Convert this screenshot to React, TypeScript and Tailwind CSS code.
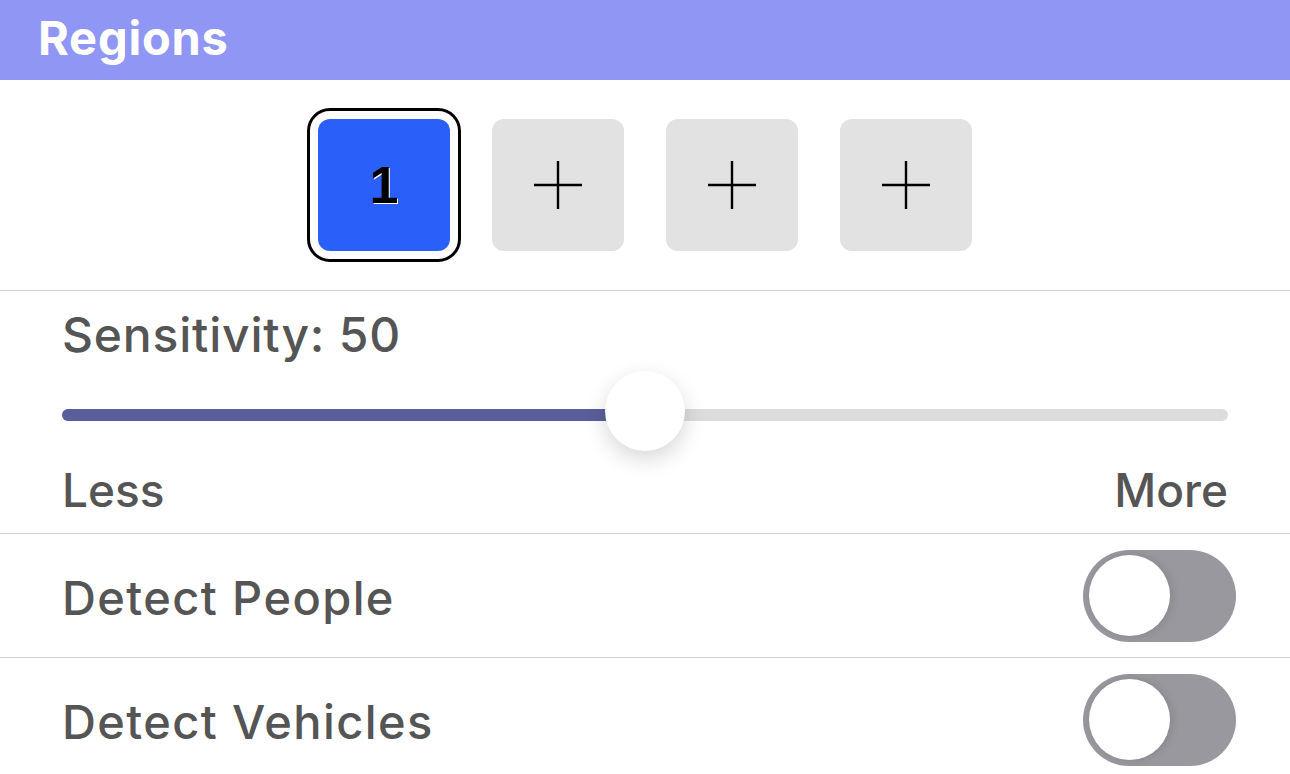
import { useState } from "react";

const font = { fontFamily: "Inter, 'Noto Sans', sans-serif" };

const RegionBox = ({ label, active }: { label?: string; active?: boolean }) => {
  if (active) {
    return (
      <div className="w-[132px] h-[132px] rounded-[12px] bg-[#2a60f9] flex items-center justify-center outline-[3px] outline-black outline-offset-[8px]">
        <span
          className="text-[52px] font-bold text-black leading-none [text-shadow:1px_1px_0_#ffffff]"
          style={{ fontFamily: "'Liberation Sans', Arial, sans-serif" }}
        >
          {label}
        </span>
      </div>
    );
  }
  return (
    <div className="w-[132px] h-[132px] rounded-[12px] bg-[#e2e2e2] flex items-center justify-center">
      <svg width="48" height="48" viewBox="0 0 48 48">
        <path d="M24 0v48M0 24h48" stroke="#000" strokeWidth="2.4" />
      </svg>
    </div>
  );
};

const Toggle = ({ on, onClick }: { on: boolean; onClick: () => void }) => (
  <button
    onClick={onClick}
    className={`w-[153px] h-[92px] rounded-full p-[6px] flex items-center ${
      on ? "bg-[#34c759] justify-end" : "bg-[#98989e] justify-start"
    }`}
  >
    <span className="w-[81px] h-[81px] rounded-full bg-white shadow-[2px_0_10px_rgba(0,0,0,0.12)]" />
  </button>
);

const ToggleRow = ({ label }: { label: string }) => {
  const [on, setOn] = useState(false);
  return (
    <div className="h-[123px] flex items-center justify-between pl-[62px] pr-[54px]">
      <span className="text-[47px] font-medium leading-none tracking-[1.4px] text-[#555555] pt-[3px]">
        {label}
      </span>
      <Toggle on={on} onClick={() => setOn(!on)} />
    </div>
  );
};

export default function App() {
  const [value] = useState(50);

  return (
    <div className="w-[1290px] h-[774px] bg-white overflow-hidden" style={font}>
      <div className="h-[80px] bg-[#8f96f3] flex items-center px-[38px] pb-[6px]">
        <h1 className="text-[47px] font-bold text-white leading-none tracking-[0.8px]">Regions</h1>
      </div>

      <div className="h-[210px] flex items-center justify-center gap-[42px]">
        <RegionBox label="1" active />
        <RegionBox />
        <RegionBox />
        <RegionBox />
      </div>

      <div className="h-px bg-[#cfcfcf]" />

      <div className="h-[242px] flex flex-col px-[62px] pt-[20px]">
        <span className="text-[48px] font-medium leading-none tracking-[0.8px] text-[#555555]">
          Sensitivity: {value}
        </span>
        <div className="relative h-[80px] mt-[16px] flex items-center">
          <div className="w-full h-[12px] rounded-full bg-[#dcdcdd] overflow-hidden">
            <div className="h-full bg-[#5a5f9c]" style={{ width: `${value}%` }} />
          </div>
          <div
            className="absolute top-[-4px] w-[80px] h-[80px] -translate-x-1/2 rounded-full bg-white shadow-[0_8px_22px_rgba(0,0,0,0.16)]"
            style={{ left: `${value}%` }}
          />
        </div>
        <div className="flex justify-between mt-[12px] text-[46px] font-medium leading-none text-[#555555]">
          <span>Less</span>
          <span>More</span>
        </div>
      </div>

      <div className="h-px bg-[#cfcfcf]" />
      <ToggleRow label="Detect People" />
      <div className="h-px bg-[#cfcfcf]" />
      <ToggleRow label="Detect Vehicles" />
    </div>
  );
}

══════════════════════════════

# Written request:
Quote the material exactly. Pictures stay out.

# Response to the exercise:
Convert this screenshot to React, TypeScript and Tailwind CSS code.
import { useState } from "react";

const font = { fontFamily: "Inter, 'Noto Sans', sans-serif" };

const RegionBox = ({ label, active }: { label?: string; active?: boolean }) => {
  if (active) {
    return (
      <div className="w-[132px] h-[132px] rounded-[12px] bg-[#2a60f9] flex items-center justify-center outline-[3px] outline-black outline-offset-[8px]">
        <span
          className="text-[52px] font-bold text-black leading-none [text-shadow:1px_1px_0_#ffffff]"
          style={{ fontFamily: "'Liberation Sans', Arial, sans-serif" }}
        >
          {label}
        </span>
      </div>
    );
  }
  return (
    <div className="w-[132px] h-[132px] rounded-[12px] bg-[#e2e2e2] flex items-center justify-center">
      <svg width="48" height="48" viewBox="0 0 48 48">
        <path d="M24 0v48M0 24h48" stroke="#000" strokeWidth="2.4" />
      </svg>
    </div>
  );
};

const Toggle = ({ on, onClick }: { on: boolean; onClick: () => void }) => (
  <button
    onClick={onClick}
    className={`w-[153px] h-[92px] rounded-full p-[6px] flex items-center ${
      on ? "bg-[#34c759] justify-end" : "bg-[#98989e] justify-start"
    }`}
  >
    <span className="w-[81px] h-[81px] rounded-full bg-white shadow-[2px_0_10px_rgba(0,0,0,0.12)]" />
  </button>
);

const ToggleRow = ({ label }: { label: string }) => {
  const [on, setOn] = useState(false);
  return (
    <div className="h-[123px] flex items-center justify-between pl-[62px] pr-[54px]">
      <span className="text-[47px] font-medium leading-none tracking-[1.4px] text-[#555555] pt-[3px]">
        {label}
      </span>
      <Toggle on={on} onClick={() => setOn(!on)} />
    </div>
  );
};

export default function App() {
  const [value] = useState(50);

  return (
    <div className="w-[1290px] h-[774px] bg-white overflow-hidden" style={font}>
      <div className="h-[80px] bg-[#8f96f3] flex items-center px-[38px] pb-[6px]">
        <h1 className="text-[47px] font-bold text-white leading-none tracking-[0.8px]">Regions</h1>
      </div>

      <div className="h-[210px] flex items-center justify-center gap-[42px]">
        <RegionBox label="1" active />
        <RegionBox />
        <RegionBox />
        <RegionBox />
      </div>

      <div className="h-px bg-[#cfcfcf]" />

      <div className="h-[242px] flex flex-col px-[62px] pt-[20px]">
        <span className="text-[48px] font-medium leading-none tracking-[0.8px] text-[#555555]">
          Sensitivity: {value}
        </span>
        <div className="relative h-[80px] mt-[16px] flex items-center">
          <div className="w-full h-[12px] rounded-full bg-[#dcdcdd] overflow-hidden">
            <div className="h-full bg-[#5a5f9c]" style={{ width: `${value}%` }} />
          </div>
          <div
            className="absolute top-[-4px] w-[80px] h-[80px] -translate-x-1/2 rounded-full bg-white shadow-[0_8px_22px_rgba(0,0,0,0.16)]"
            style={{ left: `${value}%` }}
          />
        </div>
        <div className="flex justify-between mt-[12px] text-[46px] font-medium leading-none text-[#555555]">
          <span>Less</span>
          <span>More</span>
        </div>
      </div>

      <div className="h-px bg-[#cfcfcf]" />
      <ToggleRow label="Detect People" />
      <div className="h-px bg-[#cfcfcf]" />
      <ToggleRow label="Detect Vehicles" />
    </div>
  );
}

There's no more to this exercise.